Shown below is a listing with pictures; reproduce exactly, and only, the lines between the ones containing "Write a component" and "number; muted?: boolean;", inclusive, leaving the pictures out.

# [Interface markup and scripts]
-- -- --

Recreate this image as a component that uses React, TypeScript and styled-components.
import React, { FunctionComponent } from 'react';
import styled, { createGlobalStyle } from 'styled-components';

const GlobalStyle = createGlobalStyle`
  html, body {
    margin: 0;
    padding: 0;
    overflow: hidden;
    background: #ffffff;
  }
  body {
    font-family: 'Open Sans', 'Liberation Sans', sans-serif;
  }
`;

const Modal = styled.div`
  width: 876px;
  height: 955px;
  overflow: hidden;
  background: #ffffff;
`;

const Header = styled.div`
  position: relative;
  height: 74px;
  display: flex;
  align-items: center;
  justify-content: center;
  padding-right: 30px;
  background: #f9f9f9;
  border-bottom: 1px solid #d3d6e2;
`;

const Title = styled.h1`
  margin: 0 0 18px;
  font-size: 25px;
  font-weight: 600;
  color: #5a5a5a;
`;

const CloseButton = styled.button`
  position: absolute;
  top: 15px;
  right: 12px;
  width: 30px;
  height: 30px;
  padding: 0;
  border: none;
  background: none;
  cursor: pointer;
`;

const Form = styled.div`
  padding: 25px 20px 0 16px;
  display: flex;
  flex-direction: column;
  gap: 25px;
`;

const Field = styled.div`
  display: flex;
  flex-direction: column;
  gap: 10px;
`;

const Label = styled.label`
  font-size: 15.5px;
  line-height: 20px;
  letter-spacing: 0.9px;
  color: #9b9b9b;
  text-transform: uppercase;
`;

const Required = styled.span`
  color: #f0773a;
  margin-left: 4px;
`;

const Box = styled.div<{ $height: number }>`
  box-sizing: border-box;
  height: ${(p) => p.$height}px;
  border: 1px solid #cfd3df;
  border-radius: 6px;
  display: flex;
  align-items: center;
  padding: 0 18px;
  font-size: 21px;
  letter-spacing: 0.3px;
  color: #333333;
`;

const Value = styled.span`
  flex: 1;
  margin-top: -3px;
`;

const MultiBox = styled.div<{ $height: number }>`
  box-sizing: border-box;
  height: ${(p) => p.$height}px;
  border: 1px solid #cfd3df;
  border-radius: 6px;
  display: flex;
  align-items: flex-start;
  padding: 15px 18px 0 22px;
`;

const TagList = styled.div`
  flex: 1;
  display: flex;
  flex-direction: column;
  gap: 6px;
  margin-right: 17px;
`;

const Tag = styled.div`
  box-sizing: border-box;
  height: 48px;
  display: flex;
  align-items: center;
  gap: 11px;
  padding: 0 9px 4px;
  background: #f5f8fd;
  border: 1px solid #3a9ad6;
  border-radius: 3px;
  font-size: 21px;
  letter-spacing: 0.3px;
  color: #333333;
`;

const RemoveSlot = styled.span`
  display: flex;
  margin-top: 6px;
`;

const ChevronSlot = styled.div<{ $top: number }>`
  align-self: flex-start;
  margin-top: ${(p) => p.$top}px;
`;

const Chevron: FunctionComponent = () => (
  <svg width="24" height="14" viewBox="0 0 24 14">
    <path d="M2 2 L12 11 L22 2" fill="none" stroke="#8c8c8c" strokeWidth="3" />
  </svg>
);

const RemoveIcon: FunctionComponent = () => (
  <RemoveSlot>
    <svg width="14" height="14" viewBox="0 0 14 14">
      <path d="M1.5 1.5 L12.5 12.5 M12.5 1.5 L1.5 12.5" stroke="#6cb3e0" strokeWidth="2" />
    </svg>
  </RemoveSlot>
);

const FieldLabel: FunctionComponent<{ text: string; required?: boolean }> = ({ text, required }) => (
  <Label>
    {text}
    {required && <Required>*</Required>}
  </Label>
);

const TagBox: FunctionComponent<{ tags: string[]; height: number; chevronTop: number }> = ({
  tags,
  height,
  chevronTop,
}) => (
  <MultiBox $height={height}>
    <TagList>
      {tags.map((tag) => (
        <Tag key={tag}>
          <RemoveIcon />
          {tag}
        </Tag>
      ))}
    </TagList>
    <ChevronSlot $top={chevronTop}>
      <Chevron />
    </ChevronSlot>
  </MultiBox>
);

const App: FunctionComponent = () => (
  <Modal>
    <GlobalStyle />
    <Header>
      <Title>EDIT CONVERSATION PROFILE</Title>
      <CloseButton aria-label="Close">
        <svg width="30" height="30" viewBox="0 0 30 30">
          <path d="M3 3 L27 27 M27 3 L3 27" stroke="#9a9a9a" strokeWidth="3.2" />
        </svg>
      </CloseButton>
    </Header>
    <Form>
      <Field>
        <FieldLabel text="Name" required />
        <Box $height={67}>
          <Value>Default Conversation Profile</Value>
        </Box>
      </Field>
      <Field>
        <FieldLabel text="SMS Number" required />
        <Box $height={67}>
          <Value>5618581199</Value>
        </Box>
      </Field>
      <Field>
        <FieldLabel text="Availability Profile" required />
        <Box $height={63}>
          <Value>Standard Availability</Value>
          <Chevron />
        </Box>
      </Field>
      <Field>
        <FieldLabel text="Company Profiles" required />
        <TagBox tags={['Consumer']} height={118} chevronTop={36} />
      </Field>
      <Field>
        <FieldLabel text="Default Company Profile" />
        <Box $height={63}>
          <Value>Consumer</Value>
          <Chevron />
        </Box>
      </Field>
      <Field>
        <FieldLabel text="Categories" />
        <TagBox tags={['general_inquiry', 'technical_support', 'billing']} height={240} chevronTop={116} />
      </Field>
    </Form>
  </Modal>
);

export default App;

-- -- --

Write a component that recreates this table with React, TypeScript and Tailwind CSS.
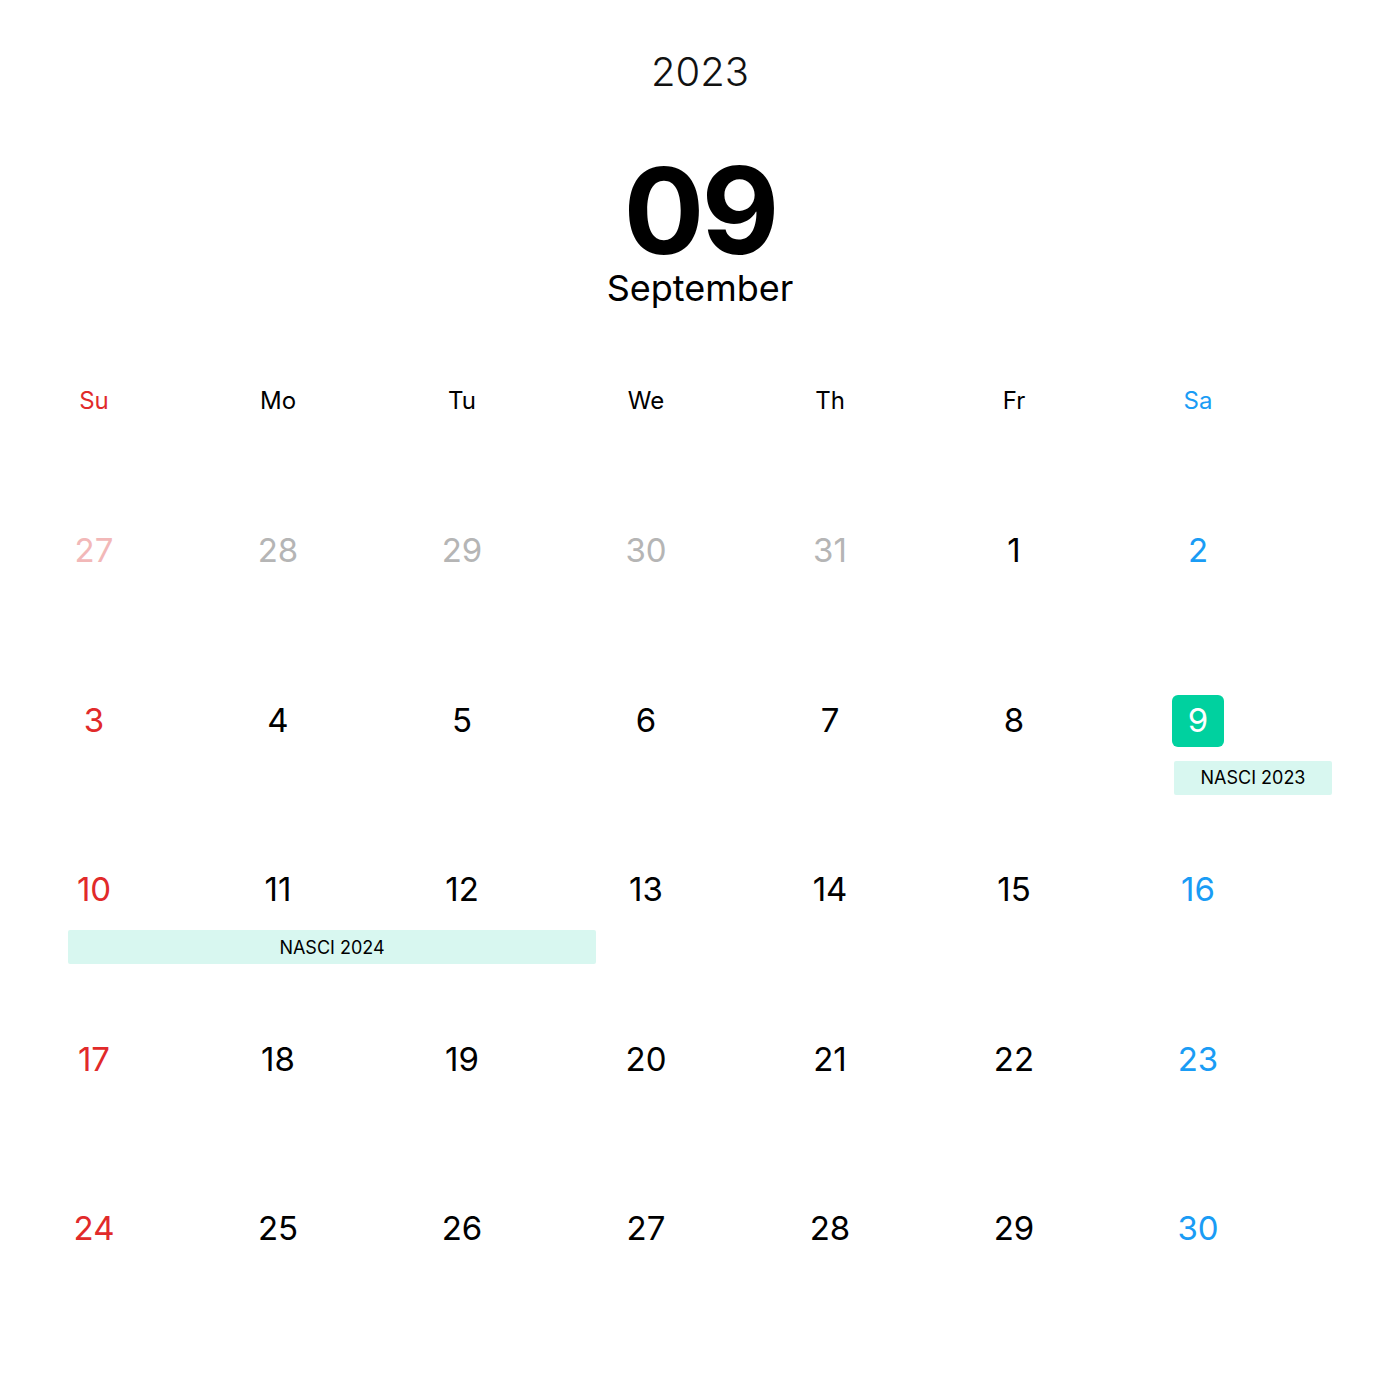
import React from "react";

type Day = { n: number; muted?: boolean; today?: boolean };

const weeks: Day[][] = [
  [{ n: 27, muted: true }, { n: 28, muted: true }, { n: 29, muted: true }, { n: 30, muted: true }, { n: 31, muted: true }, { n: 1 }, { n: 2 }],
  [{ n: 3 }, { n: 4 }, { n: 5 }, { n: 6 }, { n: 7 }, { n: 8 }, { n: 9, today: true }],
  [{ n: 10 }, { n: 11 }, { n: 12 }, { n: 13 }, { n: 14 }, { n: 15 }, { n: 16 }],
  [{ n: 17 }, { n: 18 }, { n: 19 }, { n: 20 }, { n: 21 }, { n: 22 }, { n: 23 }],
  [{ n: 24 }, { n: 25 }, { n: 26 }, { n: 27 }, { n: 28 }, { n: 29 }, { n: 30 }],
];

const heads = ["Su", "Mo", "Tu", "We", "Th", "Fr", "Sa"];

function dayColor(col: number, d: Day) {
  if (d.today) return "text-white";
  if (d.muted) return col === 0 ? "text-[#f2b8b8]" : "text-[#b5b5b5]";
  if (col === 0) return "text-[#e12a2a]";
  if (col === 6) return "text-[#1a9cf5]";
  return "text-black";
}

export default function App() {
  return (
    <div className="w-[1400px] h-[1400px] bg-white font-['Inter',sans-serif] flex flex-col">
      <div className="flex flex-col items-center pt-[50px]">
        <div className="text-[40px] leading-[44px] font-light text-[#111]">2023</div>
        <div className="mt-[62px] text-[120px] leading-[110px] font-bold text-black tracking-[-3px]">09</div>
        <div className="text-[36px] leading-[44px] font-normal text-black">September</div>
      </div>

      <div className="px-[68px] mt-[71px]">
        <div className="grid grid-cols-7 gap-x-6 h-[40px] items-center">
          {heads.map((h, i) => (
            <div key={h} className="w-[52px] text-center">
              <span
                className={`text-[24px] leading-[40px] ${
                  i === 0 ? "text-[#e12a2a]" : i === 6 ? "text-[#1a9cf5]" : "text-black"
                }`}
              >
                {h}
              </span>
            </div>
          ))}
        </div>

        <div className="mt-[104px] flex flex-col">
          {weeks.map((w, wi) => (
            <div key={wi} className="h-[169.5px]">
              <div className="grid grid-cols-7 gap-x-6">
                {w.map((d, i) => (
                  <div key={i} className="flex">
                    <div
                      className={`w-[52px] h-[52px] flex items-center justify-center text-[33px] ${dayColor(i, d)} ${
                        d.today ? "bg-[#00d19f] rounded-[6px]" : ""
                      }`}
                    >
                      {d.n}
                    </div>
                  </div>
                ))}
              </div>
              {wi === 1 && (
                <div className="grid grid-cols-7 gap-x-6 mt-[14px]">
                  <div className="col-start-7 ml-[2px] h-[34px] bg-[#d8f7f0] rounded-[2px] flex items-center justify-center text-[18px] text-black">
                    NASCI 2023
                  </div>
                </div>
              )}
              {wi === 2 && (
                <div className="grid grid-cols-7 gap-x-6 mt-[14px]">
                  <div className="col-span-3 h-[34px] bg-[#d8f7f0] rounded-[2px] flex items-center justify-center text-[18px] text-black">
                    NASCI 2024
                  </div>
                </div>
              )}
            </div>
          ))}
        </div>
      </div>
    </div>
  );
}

-- -- --

# [Answer]
Write a component that recreates this table with React, TypeScript and Tailwind CSS.
import React from "react";

type Day = { n: number; muted?: boolean; today?: boolean };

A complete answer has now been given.